_Exercise requirements_
Type out the complete listing below word for word, without its pictures.

_Given information_
-*-
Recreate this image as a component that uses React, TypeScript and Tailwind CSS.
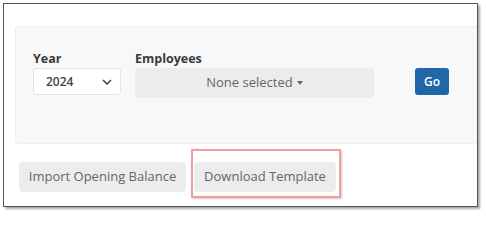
export default function App() {
  return (
    <div className="h-[215px] w-[486px] bg-white pl-[3px] pt-[3px] font-['Open_Sans',sans-serif]">
      <div className="h-[204px] w-[475px] border border-[#555] bg-white shadow-[2px_2px_2px_rgba(0,0,0,0.35)]">
        <div className="ml-[11px] mt-[22px] h-[118px] rounded-l-[4px] border-t border-l border-b border-[#eceef0] bg-[#f7f8f9] pl-[17px] pt-[24px]">
          <div className="flex items-start">
            <div className="flex flex-col">
              <label className="h-[16px] text-[12.5px] leading-[16px] font-bold text-[#3a3a3a]">Year</label>
              <div className="mt-[1px] flex h-[27px] w-[88px] items-center justify-between rounded-[3px] border border-[#e4e4e4] bg-white pl-[12px] pr-[8px]">
                <span className="text-[12px] font-semibold text-[#444]">2024</span>
                <svg width="10" height="6" viewBox="0 0 10 6" fill="none">
                  <path d="M1 1l4 4 4-4" stroke="#444" strokeWidth="1.5" />
                </svg>
              </div>
            </div>
            <div className="ml-[14px] flex flex-col">
              <label className="h-[16px] text-[12.5px] leading-[16px] font-bold text-[#3a3a3a]">Employees</label>
              <button className="mt-[1px] flex h-[30px] w-[239px] items-center justify-center rounded-[4px] bg-[#ececec] text-[13px] text-[#666]">
                None selected
                <span className="ml-[4px] inline-block h-0 w-0 border-x-[3px] border-t-[4px] border-x-transparent border-t-[#666]" />
              </button>
            </div>
            <button className="ml-[41px] mt-[17px] h-[27px] w-[34px] rounded-[3px] bg-[#2167a8] text-[12px] font-semibold text-white">
              Go
            </button>
          </div>
        </div>
        <div className="ml-[15px] mt-[18px] flex items-center gap-[8px]">
          <button className="h-[30px] w-[167px] rounded-[4px] bg-[#ececec] text-[13px] text-[#666]">
            Import Opening Balance
          </button>
          <div className="relative">
            <button className="h-[30px] w-[142px] rounded-[4px] bg-[#ececec] text-[13px] text-[#666]">
              Download Template
            </button>
            <div className="absolute top-[-13px] left-[-3px] h-[49px] w-[150px] border-2 border-[#f29c9c] shadow-[1px_1px_2px_rgba(0,0,0,0.2)]" />
          </div>
        </div>
      </div>
    </div>
  );
}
-*-
_Complete answer_
Recreate this image as a component that uses React, TypeScript and Tailwind CSS.
export default function App() {
  return (
    <div className="h-[215px] w-[486px] bg-white pl-[3px] pt-[3px] font-['Open_Sans',sans-serif]">
      <div className="h-[204px] w-[475px] border border-[#555] bg-white shadow-[2px_2px_2px_rgba(0,0,0,0.35)]">
        <div className="ml-[11px] mt-[22px] h-[118px] rounded-l-[4px] border-t border-l border-b border-[#eceef0] bg-[#f7f8f9] pl-[17px] pt-[24px]">
          <div className="flex items-start">
            <div className="flex flex-col">
              <label className="h-[16px] text-[12.5px] leading-[16px] font-bold text-[#3a3a3a]">Year</label>
              <div className="mt-[1px] flex h-[27px] w-[88px] items-center justify-between rounded-[3px] border border-[#e4e4e4] bg-white pl-[12px] pr-[8px]">
                <span className="text-[12px] font-semibold text-[#444]">2024</span>
                <svg width="10" height="6" viewBox="0 0 10 6" fill="none">
                  <path d="M1 1l4 4 4-4" stroke="#444" strokeWidth="1.5" />
                </svg>
              </div>
            </div>
            <div className="ml-[14px] flex flex-col">
              <label className="h-[16px] text-[12.5px] leading-[16px] font-bold text-[#3a3a3a]">Employees</label>
              <button className="mt-[1px] flex h-[30px] w-[239px] items-center justify-center rounded-[4px] bg-[#ececec] text-[13px] text-[#666]">
                None selected
                <span className="ml-[4px] inline-block h-0 w-0 border-x-[3px] border-t-[4px] border-x-transparent border-t-[#666]" />
              </button>
            </div>
            <button className="ml-[41px] mt-[17px] h-[27px] w-[34px] rounded-[3px] bg-[#2167a8] text-[12px] font-semibold text-white">
              Go
            </button>
          </div>
        </div>
        <div className="ml-[15px] mt-[18px] flex items-center gap-[8px]">
          <button className="h-[30px] w-[167px] rounded-[4px] bg-[#ececec] text-[13px] text-[#666]">
            Import Opening Balance
          </button>
          <div className="relative">
            <button className="h-[30px] w-[142px] rounded-[4px] bg-[#ececec] text-[13px] text-[#666]">
              Download Template
            </button>
            <div className="absolute top-[-13px] left-[-3px] h-[49px] w-[150px] border-2 border-[#f29c9c] shadow-[1px_1px_2px_rgba(0,0,0,0.2)]" />
          </div>
        </div>
      </div>
    </div>
  );
}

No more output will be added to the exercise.